Copy out the data below as written; omit any images.
——————
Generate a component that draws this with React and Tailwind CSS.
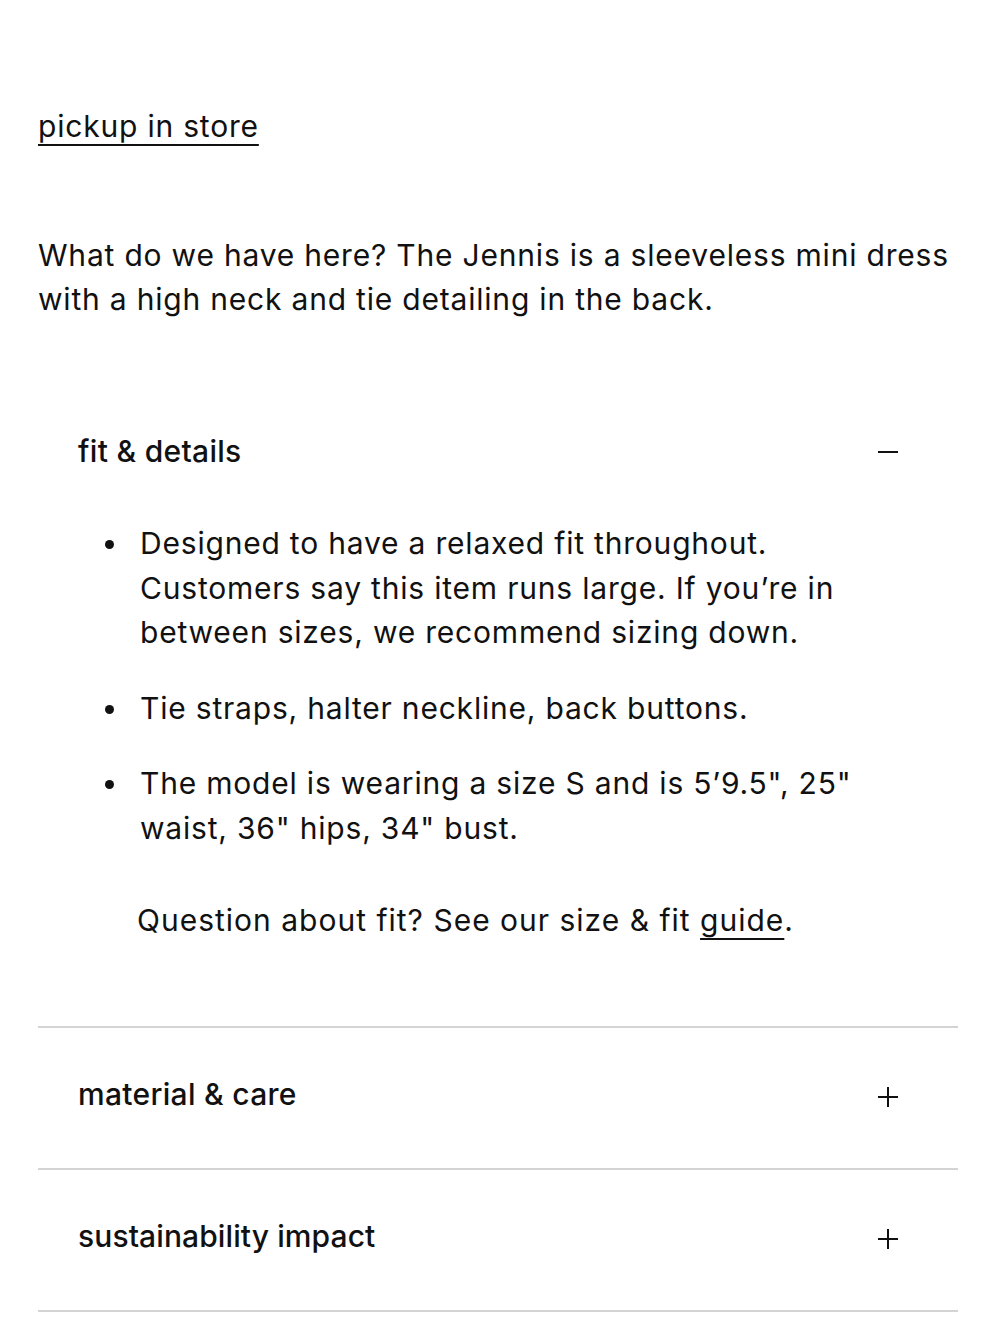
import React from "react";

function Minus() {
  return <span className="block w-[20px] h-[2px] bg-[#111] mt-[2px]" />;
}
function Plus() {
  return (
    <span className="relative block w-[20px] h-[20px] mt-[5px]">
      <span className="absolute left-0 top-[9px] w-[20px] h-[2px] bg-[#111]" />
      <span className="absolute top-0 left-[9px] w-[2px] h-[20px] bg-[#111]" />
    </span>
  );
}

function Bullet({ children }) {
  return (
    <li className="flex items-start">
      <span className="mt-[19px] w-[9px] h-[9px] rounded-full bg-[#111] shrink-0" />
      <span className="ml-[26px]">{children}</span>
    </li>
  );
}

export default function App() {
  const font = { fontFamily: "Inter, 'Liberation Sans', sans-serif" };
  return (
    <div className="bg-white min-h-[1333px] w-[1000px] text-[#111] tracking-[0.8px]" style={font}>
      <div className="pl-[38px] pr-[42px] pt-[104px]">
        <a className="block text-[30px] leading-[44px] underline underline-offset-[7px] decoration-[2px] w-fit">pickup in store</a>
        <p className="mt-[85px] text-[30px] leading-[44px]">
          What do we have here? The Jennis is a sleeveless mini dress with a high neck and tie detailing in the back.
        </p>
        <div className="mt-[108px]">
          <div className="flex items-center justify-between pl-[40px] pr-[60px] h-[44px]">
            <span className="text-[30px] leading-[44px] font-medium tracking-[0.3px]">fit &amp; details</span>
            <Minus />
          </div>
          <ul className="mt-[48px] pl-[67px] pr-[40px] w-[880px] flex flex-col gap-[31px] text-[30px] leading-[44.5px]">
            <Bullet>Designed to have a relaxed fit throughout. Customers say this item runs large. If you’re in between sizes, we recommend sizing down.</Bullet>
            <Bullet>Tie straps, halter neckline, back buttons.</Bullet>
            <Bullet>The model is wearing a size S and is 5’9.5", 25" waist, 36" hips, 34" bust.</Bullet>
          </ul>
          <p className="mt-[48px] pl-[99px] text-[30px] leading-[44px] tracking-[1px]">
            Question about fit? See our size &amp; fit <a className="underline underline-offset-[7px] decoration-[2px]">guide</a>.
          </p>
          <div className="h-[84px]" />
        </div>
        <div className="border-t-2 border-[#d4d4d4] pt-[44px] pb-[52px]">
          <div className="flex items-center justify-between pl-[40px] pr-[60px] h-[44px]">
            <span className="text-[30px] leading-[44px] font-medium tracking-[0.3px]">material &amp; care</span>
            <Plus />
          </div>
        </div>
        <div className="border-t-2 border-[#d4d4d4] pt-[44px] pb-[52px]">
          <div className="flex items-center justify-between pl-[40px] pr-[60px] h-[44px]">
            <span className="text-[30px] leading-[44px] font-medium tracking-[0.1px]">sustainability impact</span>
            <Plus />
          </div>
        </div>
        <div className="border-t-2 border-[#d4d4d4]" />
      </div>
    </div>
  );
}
——————
Exercise result:
Generate a component that draws this with React and Tailwind CSS.
import React from "react";

function Minus() {
  return <span className="block w-[20px] h-[2px] bg-[#111] mt-[2px]" />;
}
function Plus() {
  return (
    <span className="relative block w-[20px] h-[20px] mt-[5px]">
      <span className="absolute left-0 top-[9px] w-[20px] h-[2px] bg-[#111]" />
      <span className="absolute top-0 left-[9px] w-[2px] h-[20px] bg-[#111]" />
    </span>
  );
}

function Bullet({ children }) {
  return (
    <li className="flex items-start">
      <span className="mt-[19px] w-[9px] h-[9px] rounded-full bg-[#111] shrink-0" />
      <span className="ml-[26px]">{children}</span>
    </li>
  );
}

export default function App() {
  const font = { fontFamily: "Inter, 'Liberation Sans', sans-serif" };
  return (
    <div className="bg-white min-h-[1333px] w-[1000px] text-[#111] tracking-[0.8px]" style={font}>
      <div className="pl-[38px] pr-[42px] pt-[104px]">
        <a className="block text-[30px] leading-[44px] underline underline-offset-[7px] decoration-[2px] w-fit">pickup in store</a>
        <p className="mt-[85px] text-[30px] leading-[44px]">
          What do we have here? The Jennis is a sleeveless mini dress with a high neck and tie detailing in the back.
        </p>
        <div className="mt-[108px]">
          <div className="flex items-center justify-between pl-[40px] pr-[60px] h-[44px]">
            <span className="text-[30px] leading-[44px] font-medium tracking-[0.3px]">fit &amp; details</span>
            <Minus />
          </div>
          <ul className="mt-[48px] pl-[67px] pr-[40px] w-[880px] flex flex-col gap-[31px] text-[30px] leading-[44.5px]">
            <Bullet>Designed to have a relaxed fit throughout. Customers say this item runs large. If you’re in between sizes, we recommend sizing down.</Bullet>
            <Bullet>Tie straps, halter neckline, back buttons.</Bullet>
            <Bullet>The model is wearing a size S and is 5’9.5", 25" waist, 36" hips, 34" bust.</Bullet>
          </ul>
          <p className="mt-[48px] pl-[99px] text-[30px] leading-[44px] tracking-[1px]">
            Question about fit? See our size &amp; fit <a className="underline underline-offset-[7px] decoration-[2px]">guide</a>.
          </p>
          <div className="h-[84px]" />
        </div>
        <div className="border-t-2 border-[#d4d4d4] pt-[44px] pb-[52px]">
          <div className="flex items-center justify-between pl-[40px] pr-[60px] h-[44px]">
            <span className="text-[30px] leading-[44px] font-medium tracking-[0.3px]">material &amp; care</span>
            <Plus />
          </div>
        </div>
        <div className="border-t-2 border-[#d4d4d4] pt-[44px] pb-[52px]">
          <div className="flex items-center justify-between pl-[40px] pr-[60px] h-[44px]">
            <span className="text-[30px] leading-[44px] font-medium tracking-[0.1px]">sustainability impact</span>
            <Plus />
          </div>
        </div>
        <div className="border-t-2 border-[#d4d4d4]" />
      </div>
    </div>
  );
}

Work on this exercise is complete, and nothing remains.